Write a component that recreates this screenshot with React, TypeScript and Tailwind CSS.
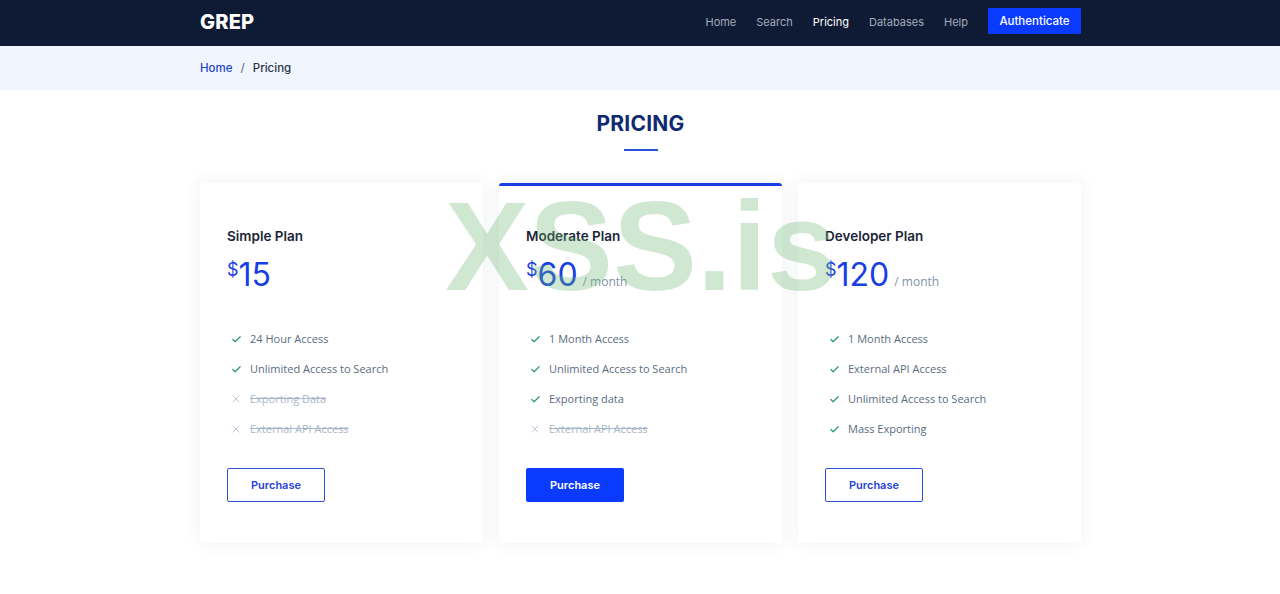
import { Check, X } from 'lucide-react'

type Feature = { text: string; ok: boolean }
type Plan = { name: string; price: string; month: boolean; featured: boolean; features: Feature[] }

const PLANS: Plan[] = [
  {
    name: 'Simple Plan', price: '15', month: false, featured: false,
    features: [
      { text: '24 Hour Access', ok: true },
      { text: 'Unlimited Access to Search', ok: true },
      { text: 'Exporting Data', ok: false },
      { text: 'External API Access', ok: false },
    ],
  },
  {
    name: 'Moderate Plan', price: '60', month: true, featured: true,
    features: [
      { text: '1 Month Access', ok: true },
      { text: 'Unlimited Access to Search', ok: true },
      { text: 'Exporting data', ok: true },
      { text: 'External API Access', ok: false },
    ],
  },
  {
    name: 'Developer Plan', price: '120', month: true, featured: false,
    features: [
      { text: '1 Month Access', ok: true },
      { text: 'External API Access', ok: true },
      { text: 'Unlimited Access to Search', ok: true },
      { text: 'Mass Exporting', ok: true },
    ],
  },
]

const NAV = ['Home', 'Search', 'Pricing', 'Databases', 'Help']

function PlanCard({ p }: { p: Plan }) {
  return (
    <div className="bg-white rounded-[3px] shadow-[0_0_18px_rgba(30,50,90,0.07)] h-[360px] overflow-hidden">
      <div className={p.featured ? 'h-[3px] bg-[#1a3fe0]' : 'h-[3px]'} />
      <div className="px-[27px] pt-[40px]">
        <h3 className="text-[13.5px] font-semibold text-[#1b2538] leading-5">{p.name}</h3>
        <div className="flex items-baseline mt-[13px] h-[36px]">
          <span className="text-[18px] text-[#1a3fe0] self-start leading-none mt-[2px]">$</span>
          <span className="text-[32px] text-[#1a3fe0] leading-none">{p.price}</span>
          {p.month && (
            <span className="text-[12px] text-[#8391a8] ml-[5px] font-['Open_Sans','Liberation_Sans',sans-serif]">/ month</span>
          )}
        </div>
        <ul className="mt-[35px] flex flex-col gap-[12px] font-['Open_Sans','Liberation_Sans',sans-serif]">
          {p.features.map(f => (
            <li key={f.text} className="flex items-center h-[18px] text-[11px]">
              {f.ok
                ? <Check size={11} strokeWidth={2.6} className="text-[#2e9a6a] ml-[4px] mr-[8px] shrink-0" />
                : <X size={12} strokeWidth={1.5} className="text-[#a9b6c8] ml-[3px] mr-[8px] shrink-0" />}
              <span className={f.ok ? 'text-[#5a6b80]' : 'text-[#a9b6c8] line-through'}>{f.text}</span>
            </li>
          ))}
        </ul>
        <button
          className={
            p.featured
              ? 'mt-[30px] w-[98px] h-[34px] rounded-[2px] bg-[#0b3aff] text-white text-[11px] font-semibold'
              : 'mt-[30px] w-[98px] h-[34px] rounded-[2px] border border-[#2e50d6] text-[#1f43d8] text-[11px] font-semibold bg-white'
          }
        >
          Purchase
        </button>
      </div>
    </div>
  )
}

export default function App() {
  return (
    <div className="relative min-h-[594px] bg-white font-['Inter','Liberation_Sans',sans-serif]">
      <header className="bg-[#0f1b34] h-[46px]">
        <div className="w-[882px] mx-auto pl-[1px] h-full flex items-center justify-between">
          <span className="text-white text-[20px] font-extrabold tracking-[0.01em] mt-[-3px]">GREP</span>
          <nav className="flex items-center gap-[20px] text-[11px]">
            {NAV.map(n => (
              <a key={n} className={n === 'Pricing' ? 'text-white mt-[-1px]' : 'text-[#a3abbb] mt-[-1px]'}>{n}</a>
            ))}
            <button className="mt-[-4px] w-[93px] h-[26px] bg-[#0b3aff] text-white text-[11.5px] font-medium rounded-[1px] pt-[1px]">
              Authenticate
            </button>
          </nav>
        </div>
      </header>

      <div className="bg-[#f1f5fd] h-[44px]">
        <div className="w-[880px] mx-auto h-full flex items-center text-[11.5px] font-medium pt-[2px]">
          <a className="text-[#1d43c6]">Home</a>
          <span className="text-[#6c7689] mx-[8px]">/</span>
          <span className="text-[#2a3446]">Pricing</span>
        </div>
      </div>

      <section className="w-[882px] mx-auto pl-[1px] pt-[21px]">
        <div className="flex flex-col items-center">
          <h2 className="text-[21px] font-bold text-[#0f2a70] tracking-[0.01em] leading-[26px]">PRICING</h2>
          <div className="w-[34px] h-[2px] bg-[#2a52dc] mt-[12px]" />
        </div>
        <div className="grid grid-cols-3 gap-[16px] mt-[32px]">
          {PLANS.map(p => <PlanCard key={p.name} p={p} />)}
        </div>
      </section>

      <div className="absolute left-0 right-0 top-[172px] flex justify-center pointer-events-none">
        <span className="text-[126px] font-bold leading-[150px] text-[rgba(110,185,115,0.32)] font-['Liberation_Sans',sans-serif] ml-[2px]">
          XSS.is
        </span>
      </div>
    </div>
  )
}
■ ■ ■
### Exercise objective
Emit the lines of the material exactly, from its first line to the line containing "string; price: string;", inclusive; leave every picture out.

### Written answer
Write a component that recreates this screenshot with React, TypeScript and Tailwind CSS.
import { Check, X } from 'lucide-react'

type Feature = { text: string; ok: boolean }
type Plan = { name: string; price: string; month: boolean; featured: boolean; features: Feature[] }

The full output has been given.